Near the turnaround spot about one quarter of a mile from the above shot and a good deal closer to the Rio Pueblo gorge that slope rolls into—the Rio Grande gorge is just beyond—I stopped to relieve myself in the shade of a certain juniper. As I was standing there, a large turkey vulture shot up from the Rio Pueblo! The water is hundreds of feet below, and the bird had been flying down where I couldn’t see it. That was the damnedest thing, seeing that buzzard spring right out of the earth. It made a very large loop over terrain just like you see here and glided slowly right past where I was zipping up, leaning a little in my direction to get a better look or scent from just 30 feet away. I wondered if I smelled dead or just plain sweaty.

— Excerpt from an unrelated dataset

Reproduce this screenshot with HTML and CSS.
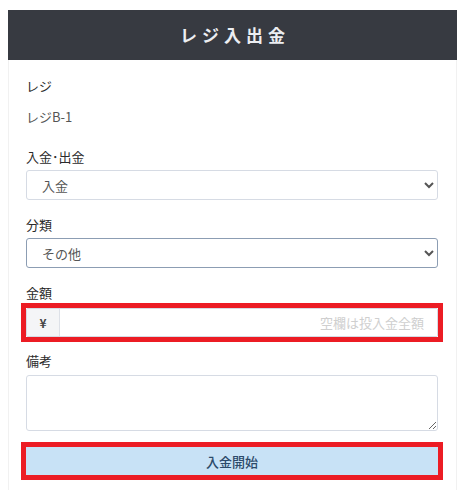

There was another time that I remember being eyed or sniffed by carrion eaters. It happened just a short hike from Yellowhammer Farm in the Arkansas Ozarks back in ’71. I described the experience in a letter to a friend back then and thought I’d reproduce it here. Imagine actually writing a letter!—or typing, in this case. I had a small portable typewriter in my shack and would have written this by candlelight or kerosene lamp. I think it sets the scene rather well after all these years, and you can see why I’ve never forgotten that afternoon:
Got to describe something to you while the urge is here: yesterday I climbed up to a rock ridge up and across from our property, the very top of the ridge, about 150 yards of rock, flat, broken into many large chunks, with lots of caves (small) and overhangs, some rock faces as much as 25 feet or more in height. From up there you can see 300 degrees around, see for many miles, it is the most fantastic place I have ever seen in Arkansas, and it’s only a 15-minute hike from the edge of our place, altogether about 45 minutes from where I’m sitting now. The very top, you understand. Well, I was lying there sunning myself, lying face down on a large flat shelf of rock that jutted out, almost asleep, when I heard a strange, very faint, multi-pitched whistling noise, a barely audible sound which seemed to be going around in circles. I opened one eye and glanced upward just in time to see a large black buzzard quietly swoop past about 20 feet above me: there were two of them, actually, making 30-foot circles above me, using the airflow coming over the mountaintop, just whistle swoop checking out my flesh, you know. (I was lying naked on top of my clothes.) When I sat up they split, just as quietly as they had come. Man, that’s getting down to basics.
The sounds came from the feathers at the ends of the birds’ wings, vibrating in the breeze at different frequencies, and sounded like a very quiet bullroarer being swung around one’s head. Sometimes you can hear the tips of ravens’ wings make a similar sound when they glide by real close and there isn’t any wind.